The bidder is solely responsible for the content of this announcement.
=-----------------------------------------------------------------------------
Announcement pursuant to section 10 para. 1 in conjunction with
sections 29 para. 1, 34 of the German Securities Acquisition and Takeover
Act (WpÜG) - Takeover Offer
Offeror:
TDK Germany GmbH
Wanheimer Str. 57
40472 Düsseldorf
Germany
Target:
EPCOS AG
St.-Martin-Straße 53
81669 Munich
Germany
ISIN: DE0005128003
WKN: 512800
The offer document (in German and a non-binding English translation) and
other information relating to the offer will be published on the internet
at
http://www.tdk-germany-gmbh.com.
The offer document will also be published by way of a notice of
availability in the Electronic Federal Gazette (Elektronischer
Bundesanzeiger).
TDK Germany GmbH decided today to make a voluntary public takeover offer to
the shareholders of EPCOS AG for the purchase of their non-par-value
registered shares (auf den Namen lautende Stückaktien) in EPCOS AG with a
calculated share in the registered share capital of EUR 1.00 per share
(ISIN: DE0005128003/WKN 512800) against payment of
EUR 17.85 per share.
Such takeover offer corresponds to a transaction volume of approx. EUR 1.2
billion and the offer consideration exceeds the closing price of the
EPCOS AG share on 30 July 2008 in the electronic trading system (XETRA) on
the Frankfurt Stock Exchange, the last trading day preceding this
announcement, by EUR 3.97 equaling 29% and by EUR 6.09 and 52% respectively
compared to the three month average closing prices in the electronic
trading system (XETRA) on the Frankfurt Stock Exchange before 31 July 2008.

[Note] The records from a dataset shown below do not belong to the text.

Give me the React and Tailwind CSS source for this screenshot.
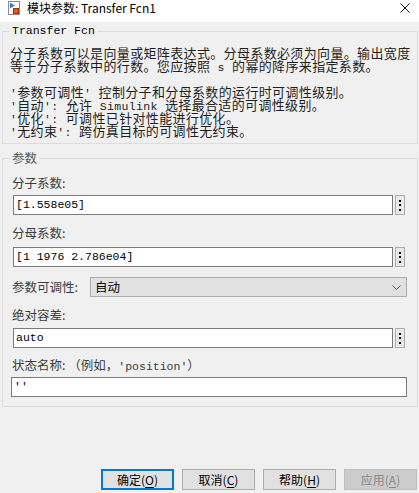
import React from 'react';

/* ── small helpers ── */
function Mono({ children }) {
    return <span className="font-['Liberation_Mono',monospace] text-[11.5px]">{children}</span>;
}

function Line({ children }) {
    return <div className="h-[13px] leading-[13px] overflow-visible">{children}</div>;
}

function DotsButton() {
    return (
        <div className="w-[10px] h-[20px] shrink-0 border border-[#adadad] bg-[#e9e9e9] flex flex-col items-center justify-center gap-[2.5px]">
            <span className="w-[2px] h-[2px] bg-black" />
            <span className="w-[2px] h-[2px] bg-black" />
            <span className="w-[2px] h-[2px] bg-black" />
        </div>
    );
}

function Label({ children, className = '' }) {
    return (
        <div className={`h-[16px] leading-[16px] text-[12.5px] text-[#3c3c3c] whitespace-nowrap ${className}`}>
            {children}
        </div>
    );
}

function ParamField({ value, className = '' }) {
    return (
        <div className={`flex items-center gap-[2px] ml-[1px] mr-[2px] ${className}`}>
            <div className="flex-1 h-[20px] bg-white border border-[#7a7a7a] pl-[2px] flex items-center font-['Liberation_Mono',monospace] text-[11.5px] text-black">
                {value}
            </div>
            <DotsButton />
        </div>
    );
}

function DialogButton({ label, hotkey, primary, disabled }) {
    const base = 'w-[73px] h-[21px] flex items-center justify-center text-[12px] leading-none';
    const look = primary
        ? 'border-2 border-[#0078d7] bg-[#e1e1e1] text-black'
        : disabled
            ? 'border border-[#bfbfbf] bg-[#cccccc] text-[#8a8a8a]'
            : 'border border-[#adadad] bg-[#e1e1e1] text-black';
    return (
        <div className={`${base} ${look}`}>
            {label}(<span className="underline underline-offset-2">{hotkey}</span>)
        </div>
    );
}

export default function App() {
    return (
        <div className="w-[419px] h-[493px] bg-[#f0f0f0] flex flex-col font-['Noto_Sans_CJK_SC','Noto_Sans',sans-serif] overflow-hidden">
            {/* ── Title bar ── */}
            <div className="h-[22px] bg-white shrink-0">
                <div className="h-[16px] flex items-center">
                    <svg className="ml-[8px]" width="12" height="14" viewBox="0 0 12 14">
                        <rect x="0.5" y="0.5" width="11" height="13" fill="#fff" stroke="#8a8a8a" />
                        <polygon points="2,1.5 7,4.5 2,7.5" fill="#2d7fd3" />
                        <rect x="5.5" y="7.5" width="5" height="5" fill="#e8541c" stroke="#a23300" />
                    </svg>
                    <span className="ml-[7px] text-[12px] text-black leading-none">模块参数: Transfer Fcn1</span>
                    <svg className="ml-auto mr-[9px]" width="10" height="10" viewBox="0 0 10 10">
                        <path d="M0.5 0.5 L9.5 9.5 M9.5 0.5 L0.5 9.5" stroke="#111" strokeWidth="1" />
                    </svg>
                </div>
            </div>

            {/* ── Description group ── */}
            <fieldset className="mt-[2px] ml-[2px] mr-[1px] border border-[#dcdcdc] pl-[7px] pr-[8px] pt-[8px] pb-[6px] min-w-0">
                <legend className="px-[2px] leading-[14px] font-['Liberation_Mono',monospace] text-[11.5px] text-black">
                    Transfer Fcn
                </legend>
                <div className="text-[13px] tracking-[0.35px] text-[#1e1e1e] whitespace-nowrap">
                    <Line>分子系数可以是向量或矩阵表达式。分母系数必须为向量。输出宽度</Line>
                    <Line>等于分子系数中的行数。您应按照<Mono> s </Mono>的幂的降序来指定系数。</Line>
                    <Line />
                    <Line><Mono>'</Mono>参数可调性<Mono>' </Mono>控制分子和分母系数的运行时可调性级别。</Line>
                    <Line><Mono>'</Mono>自动<Mono>': </Mono>允许<Mono> Simulink </Mono>选择最合适的可调性级别。</Line>
                    <Line><Mono>'</Mono>优化<Mono>': </Mono>可调性已针对性能进行优化。</Line>
                    <Line><Mono>'</Mono>无约束<Mono>': </Mono>跨仿真目标的可调性无约束。</Line>
                </div>
            </fieldset>

            {/* ── Parameters group ── */}
            <fieldset className="mt-[7px] ml-[2px] mr-[1px] border border-[#dcdcdc] pl-[7px] pr-[8px] pt-0 pb-[9px] min-w-0">
                <legend className="px-[2px] leading-[14px] text-[12.5px] text-[#555]">参数</legend>
                <div className="px-[2px] flex flex-col">
                    <Label className="mt-[10px]">分子系数:</Label>
                    <ParamField value="[1.558e05]" className="mt-[4px]" />

                    <Label className="mt-[10px]">分母系数:</Label>
                    <ParamField value="[1 1976 2.786e04]" className="mt-[6px]" />

                    <div className="mt-[10px] flex items-center h-[20px]">
                        <Label>参数可调性:</Label>
                        <div className="ml-auto w-[317px] h-[20px] bg-[#e1e1e1] border border-[#adadad] flex items-center pl-[4px] pr-[5px] text-[12.5px] text-black">
                            <span>自动</span>
                            <svg className="ml-auto" width="9" height="5" viewBox="0 0 9 5">
                                <polyline points="0.5,0.5 4.5,4.5 8.5,0.5" fill="none" stroke="#555" strokeWidth="1" />
                            </svg>
                        </div>
                    </div>

                    <Label className="mt-[10px]">绝对容差:</Label>
                    <ParamField value="auto" className="mt-[5px]" />

                    <Label className="mt-[9px]">状态名称:  （例如，<Mono>'position'</Mono>）</Label>
                    <div className="mt-[4px] ml-[-1px] h-[20px] bg-white border border-[#7a7a7a] pl-[2px] flex items-center font-['Liberation_Mono',monospace] text-[11.5px] text-black">
                        ''
                    </div>
                </div>
            </fieldset>

            <div className="flex-1" />

            {/* ── Dialog buttons ── */}
            <div className="flex justify-end gap-[8px] pr-[2px] pb-[3px]">
                <DialogButton label="确定" hotkey="O" primary />
                <DialogButton label="取消" hotkey="C" />
                <DialogButton label="帮助" hotkey="H" />
                <DialogButton label="应用" hotkey="A" disabled />
            </div>
        </div>
    );
}
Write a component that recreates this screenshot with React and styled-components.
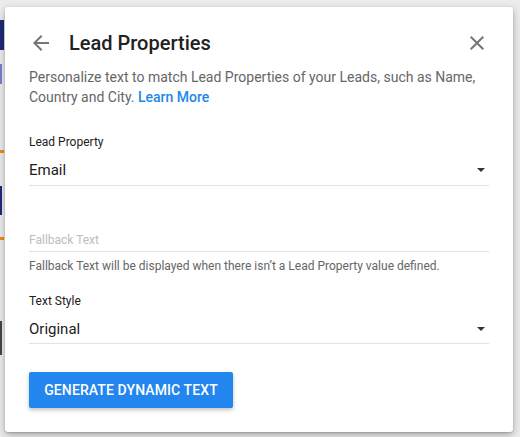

The takeover offer will be made subject to the terms and conditions to be
stated in the offer document. These conditions will, inter alia, most
likely include the achievement of a 50% plus one share minimum acceptance
level on a fully diluted basis, the achievement of merger control clearance
in certain jurisdictions and the absence of a material adverse change (as
defined in the offer document) until the end of the acceptance period of
the takeover offer. The detailed terms and conditions of the offer will be
set out in the offer document for the takeover offer. TDK Germany GmbH has
received financing commitments to the necessary amount to secure the
finance of the takeover offer.
TDK Germany GmbH and persons acting in concert with it within the meaning
of sec. 2 para 5 WpÜG currently hold approx. 2.5 % of all shares in
EPCOS AG and have secured delivery of further approx. 7.0%.
TDK Germany GmbH is a direct subsidiary of TDK Corporation with principal
executive offices at Tokyo, Japan. TDK Group is a world leading
manufacturer of ferrite materials, electronic components, wireless computer
networking products, magnetic heads for HDD, and advanced digital recording
media.
Today, immediately prior to this announcement, TDK Corporation, TDK Germany
GmbH and EPCOS AG have entered into a Business Combination Agreement in
which the parties have agreed to the major terms of the takeover offer and
have outlined the joint future organizational and corporate intentions. The
management board of EPCOS AG has agreed to support the takeover offer and
to take all actions and measures beneficial to the takeover offer to the
extent legally permissible. The Supervisory Board of EPCOS AG also is in
favour of the transaction.
Important Information
This is neither an offer to purchase nor a solicitation of an offer to sell
shares of EPCOS AG, nor an offer to purchase or sell any other securities.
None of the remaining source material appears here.